I think I'd heard enough bad reviews that my expectations wer lowered and I wasn't actually that disappointed. But I totally agree with everything C_S is saying: so much didn't make sense. And not in a purely confusing way--more in a "characters are introduced with motivations that conflict with later actions" sort of way.
Okay, maybe I was purely confused by why they put Guy Pearce in unrecognizeable Freddy Krueger makeup rather than using a more age-appropriate actor in more reasonable makeup. But that's just me.
The main thing that bugged me, however, was the storyline of the Engineers creating life on earth. Not for personal religious reasons or anything, just because...what's the point? Think about Alien: so much of its brilliance is that at the end, much of the mystery is intact. The draw to Prometheus is that we might find out what the fossilized alien in the original was, and if it randomly encounted the xenomorph like the humans did, or if there's a greater relationship (no way I was going to miss that).

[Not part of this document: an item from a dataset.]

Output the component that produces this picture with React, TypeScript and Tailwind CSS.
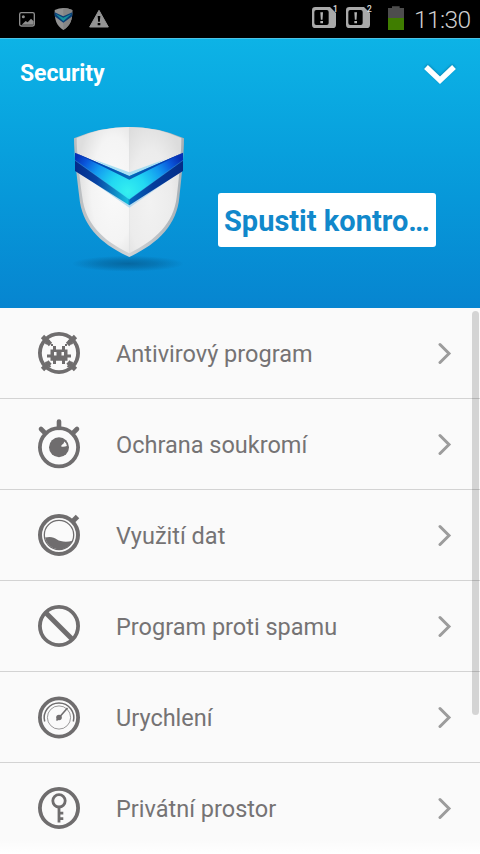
import type { ReactNode } from "react";

const GREY = "#6f6d6e";

function Icon({ children }: { children: ReactNode }) {
  return (
    <svg width="48" height="60" viewBox="0 0 48 60" fill="none" stroke={GREY} className="shrink-0">
      {children}
    </svg>
  );
}

function VirusIcon() {
  return (
    <Icon>
      <circle cx="24" cy="30" r="19.1" strokeWidth="3.8" />
      <path d="M7.5 13.5l8 8M40.5 13.5l-8 8M7.5 46.5l7.5-7.5M40.5 46.5l-7.5-7.5" strokeWidth="4.6" />
      <path d="M14.5 17l-4 4M33.5 17l4 4M10.5 39l5 5M37.5 39l-5 5" strokeWidth="2" />
      <g fill={GREY} stroke="none">
        <path d="M16 21h2v2h-2zM30 21h2v2h-2z" />
        <path d="M18 23h3v3.5h6V23h3v3.5h2.5v5H36v3h-3.5v3.2H30V41h-3v-3.3h-6V41h-3v-3.3h-2.5v-3.2H12v-3h3.5v-5H18z" />
      </g>
      <path d="M19 29h2.5v3.5H19zM26.5 29H29v3.5h-2.5z" fill="#fafafa" stroke="none" />
    </Icon>
  );
}

function EyeIcon() {
  return (
    <Icon>
      <circle cx="24" cy="33.3" r="19.1" strokeWidth="3.8" />
      <path d="M24 14V7.5M10 19l-4-4M38 19l4-4" strokeWidth="4.6" strokeLinecap="round" />
      <circle cx="24" cy="33.3" r="10" fill={GREY} stroke="none" />
      <path d="M29.3 27.5a6 6 0 0 1 2.6 4.6q-2.500 1-5.400.6-.8-1.200.5-2 2-.8 2.300-3.200z" fill="#fafafa" stroke="none" />
    </Icon>
  );
}

function DataIcon() {
  return (
    <Icon>
      <circle cx="24" cy="30" r="19" strokeWidth="4" />
      <circle cx="24" cy="30" r="14.7" strokeWidth="1.3" />
      <path d="M37 17l5.5-5.5" strokeWidth="5" />
      <path
        d="M10 32.5c6-1.5 9 0 12 2s9 3 15.5 1.3A14.5 14.5 0 0 1 10 32.5z"
        fill={GREY}
        stroke="none"
      />
    </Icon>
  );
}

function SpamIcon() {
  return (
    <Icon>
      <circle cx="24" cy="30" r="19.1" strokeWidth="3.8" />
      <path d="M11 17l26 26" strokeWidth="5" />
    </Icon>
  );
}

function BoostIcon() {
  return (
    <Icon>
      <circle cx="24" cy="30.5" r="19.1" strokeWidth="3.8" />
      <circle cx="24" cy="30.5" r="11.6" strokeWidth="0.7" />
      <path d="M9.7 34.5a14.8 14.8 0 1 1 28.6 0" strokeWidth="1.5" />
      <path d="M21.5 33.5l11-12.5" strokeWidth="1.6" />
      <circle cx="24" cy="30.5" r="2.8" fill={GREY} stroke="none" />
    </Icon>
  );
}

function KeyIcon() {
  return (
    <Icon>
      <circle cx="24" cy="30" r="19.1" strokeWidth="3.8" />
      <circle cx="24" cy="22.8" r="6.2" strokeWidth="2.8" />
      <path d="M24 29v15.6M24 35.2h4.3M24 40.7h4.3" strokeWidth="2.8" />
    </Icon>
  );
}

const items = [
  { label: "Antivirový program", icon: <VirusIcon /> },
  { label: "Ochrana soukromí", icon: <EyeIcon /> },
  { label: "Využití dat", icon: <DataIcon /> },
  { label: "Program proti spamu", icon: <SpamIcon /> },
  { label: "Urychlení", icon: <BoostIcon /> },
  { label: "Privátní prostor", icon: <KeyIcon /> },
];

function SimIcon({ slot }: { slot: string }) {
  return (
    <svg width="27" height="38" viewBox="0 0 81 114" className="shrink-0">
      <path d="M13 21h44l18 18v35q0 10-10 10H13q-10 0-10-10V31q0-10 10-10z" fill="#a9a9a9" />
      <rect x="10" y="30" width="43" height="45" rx="6" fill="#000" />
      <path d="M28 37h8l-1.5 22h-5zM28 63h8v7h-8z" fill="#b4b4b4" />
      <text x="66" y="36" fontSize="25" fontWeight="500" fill="#e0e0e0" fontFamily="Roboto, sans-serif">
        {slot}
      </text>
    </svg>
  );
}

function StatusBar() {
  return (
    <div className="flex h-[38px] shrink-0 bg-black pl-[18px]">
      <svg width="18" height="38" viewBox="54 0 54 114" className="shrink-0">
        <rect x="59" y="38" width="44" height="40" rx="5" fill="none" stroke="#8e8e8e" strokeWidth="4" />
        <circle cx="70" cy="50" r="4.5" fill="#8e8e8e" />
        <path d="M65 74l12-11 6 4 10-11 8 8v10z" fill="#8e8e8e" />
      </svg>
      <svg width="19" height="38" viewBox="162 0 57 114" className="ml-[18px] shrink-0">
        <path d="M164 30q26-12 53 0c0 30-5 46-27 60-22-14-26-30-26-60z" fill="#929292" />
        <path d="M190 24q14 0 27 6c0 30-5 46-27 60z" fill="#858585" />
        <path d="M164 37l26 12 27-12v12l-27 19-26-19z" fill="#0b3f78" />
        <path d="M166 41l24 12 25-12-25 23z" fill="#178f9c" />
      </svg>
      <svg width="22" height="38" viewBox="264 0 66 114" className="ml-[15px] shrink-0">
        <path d="M297 31l28 50h-56z" fill="#949494" stroke="#949494" strokeWidth="3" strokeLinejoin="round" />
        <path d="M293 48h8l-1.5 17h-5zM293 69h8v7h-8z" fill="#000" />
      </svg>
      <div className="ml-[201px] flex gap-[7px]">
        <SimIcon slot="1" />
        <SimIcon slot="2" />
      </div>
      <svg width="18" height="38" viewBox="261 0 54 114" className="ml-[15px] shrink-0">
        <path d="M264 24h12v-5h23v5h13v66h-48z" fill="#4d4d4d" />
        <path d="M264 54h48v36h-48z" fill="#3f7d00" />
      </svg>
      <span className="ml-[9px] whitespace-nowrap text-[24.5px] font-light leading-[40px] tracking-[-0.6px] text-[#d0d0d0]">
        11:30
      </span>
    </div>
  );
}

function Shield() {
  return (
    <svg width="140" height="170" viewBox="0 0 420 510" className="shrink-0">
      <defs>
        <linearGradient id="rim" x1="0" x2="1" y1="0" y2="0">
          <stop offset="0" stopColor="#b9bdc0" />
          <stop offset="0.5" stopColor="#d0d3d6" />
          <stop offset="1" stopColor="#a8b0b6" />
        </linearGradient>
        <radialGradient id="faceLeft" cx="0.7" cy="0.5" r="0.7">
          <stop offset="0" stopColor="#fafafa" />
          <stop offset="0.6" stopColor="#f4f4f4" />
          <stop offset="1" stopColor="#dedede" />
        </radialGradient>
        <radialGradient id="faceRight" cx="0.4" cy="0.6" r="0.7">
          <stop offset="0" stopColor="#f2f2f2" />
          <stop offset="0.6" stopColor="#ececec" />
          <stop offset="1" stopColor="#dcdcdc" />
        </radialGradient>
        <radialGradient id="band" gradientUnits="userSpaceOnUse" cx="203" cy="245" r="185">
          <stop offset="0" stopColor="#35f0f0" />
          <stop offset="0.3" stopColor="#22d8f2" />
          <stop offset="0.6" stopColor="#139af0" />
          <stop offset="0.82" stopColor="#0a58dc" />
          <stop offset="1" stopColor="#0630b4" />
        </radialGradient>
        <linearGradient id="edge" x1="0" x2="1" y1="0" y2="0">
          <stop offset="0" stopColor="#042b8a" />
          <stop offset="0.2" stopColor="#0844a4" />
          <stop offset="0.49" stopColor="#14bbdc" />
          <stop offset="0.51" stopColor="#0668bd" />
          <stop offset="0.72" stopColor="#053d9c" />
          <stop offset="1" stopColor="#042c88" />
        </linearGradient>
        <linearGradient id="notch" x1="0" x2="1" y1="0" y2="0">
          <stop offset="0" stopColor="#0428a8" />
          <stop offset="0.5" stopColor="#0668b8" />
          <stop offset="1" stopColor="#0428a8" />
        </linearGradient>
        <radialGradient id="shadow">
          <stop offset="0" stopColor="#056198" stopOpacity="0.85" />
          <stop offset="0.5" stopColor="#056198" stopOpacity="0.5" />
          <stop offset="1" stopColor="#056198" stopOpacity="0" />
        </radialGradient>
      </defs>
      <ellipse cx="204" cy="461" rx="168" ry="24" fill="url(#shadow)" />
      <path
        d="M42 85Q118 51 208 51T372 85C372 125 366 190 358 262C351 345 292 403 208 441C122 403 65 345 58 262C49 190 42 125 42 85z"
        fill="url(#rim)"
      />
      <path d="M50 84Q124 51 208 51V430C128 392 76 340 67 262C57 190 50 125 50 84z" fill="url(#faceLeft)" />
      <path d="M208 51Q290 51 364 84C364 125 359 190 350 262C341 340 286 392 208 430z" fill="url(#faceRight)" />
      <path d="M50 182L208 284L366 182L208 293z" fill="#a9d5ee" opacity="0.8" />
      <path d="M100 148L208 187L316 148L208 206z" fill="#9bdcf2" opacity="0.85" />
      <path d="M45 148L208 265L369 148V183L208 286L45 183z" fill="url(#edge)" />
      <path d="M45 128L208 198L369 128V151L208 268L45 151z" fill="url(#band)" />
      <path d="M45 128L208 198L369 128L208 209z" fill="url(#notch)" />
      <path d="M45 151L208 268L369 151" fill="none" stroke="#59d8f5" strokeWidth="2" opacity="0.5" />
    </svg>
  );
}

function Header() {
  return (
    <header className="h-[270px] shrink-0 border-t border-[#4cc3e6] bg-linear-to-b from-[#0db3e6] to-[#0785d0]">
      <div className="flex h-[71px] items-center justify-between pl-5 pr-[23px]">
        <h1 className="text-[23px] font-bold tracking-[-0.1px] text-white">Security</h1>
        <svg width="34" height="24" viewBox="0 0 34 24" className="drop-shadow-[0_-1px_1px_rgba(0,60,90,0.35)]">
          <path d="M3 4l14 13.3 14-13.3" fill="none" stroke="#fff" strokeWidth="5.5" />
        </svg>
      </div>
      <div className="flex pl-[60px]">
        <Shield />
        <button className="ml-[18px] mt-[83px] h-[54px] w-[218px] truncate rounded-[3px] bg-white pl-1.5 pt-[3px] text-left text-[29px] font-bold text-[#1188cb]">
          Spustit kontro…
        </button>
      </div>
    </header>
  );
}

export default function App() {
  return (
    <div className="flex h-[854px] w-[480px] flex-col overflow-hidden bg-[#fafafa] font-[Roboto,sans-serif]">
      <StatusBar />
      <Header />
      <main className="relative">
        <ul>
          {items.map((item) => (
            <li
              key={item.label}
              className="flex h-[91px] items-center border-b border-[#d3d3d3] pl-[35px] pr-7 last:border-transparent"
            >
              {item.icon}
              <span className="ml-[33px] flex-1 whitespace-nowrap pt-1 text-[23.5px] text-[#757374]">
                {item.label}
              </span>
              <svg width="14" height="22" viewBox="0 0 14 22" fill="none" stroke="#9c9c9c" strokeWidth="3">
                <path d="M2 2.5l9 9-9 9" strokeLinecap="round" />
              </svg>
            </li>
          ))}
        </ul>
        {/* fading edge under the last row */}
        <div className="absolute inset-x-0 bottom-0 h-4 bg-linear-to-b from-white/0 to-white" />
        {/* scroll thumb */}
        <div className="absolute right-px top-[3px] h-[404px] w-[7px] rounded-full bg-black/15" />
      </main>
    </div>
  );
}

So the way they explain it is that the dead alien's race CREATED HUMANITY!? And that the xenomorphs are a biological weapon meant to destroy us, presumably because of some transgression? And later on, the Nostromo (also a Weyland ship) is going to randomly answer a distress beacon from a derelict ship belonging to these very same aliens with a xenomorph that humans now had a hand in creating?
Shut up.
I mean, I hear there are two movies between Prometheus and Alien that may connect the dots, and I don't know who has the greater story credit here or and where the line is between Ridley Scott and Lindeloff: but this feels like a Lost-type progression. Where something with unbelievably tight mystery and suspense in the beginning is allowed to spiral into a quasi-mythological universe where confusing plot points are glossed over because of "meta" concerns.
That's the part that disappointed me. There's so much room to expand the story within the existing framework (the alien and its civilization, the xenomorph, the Weyland company, human society at the time). Why put all this other stuff on top of it?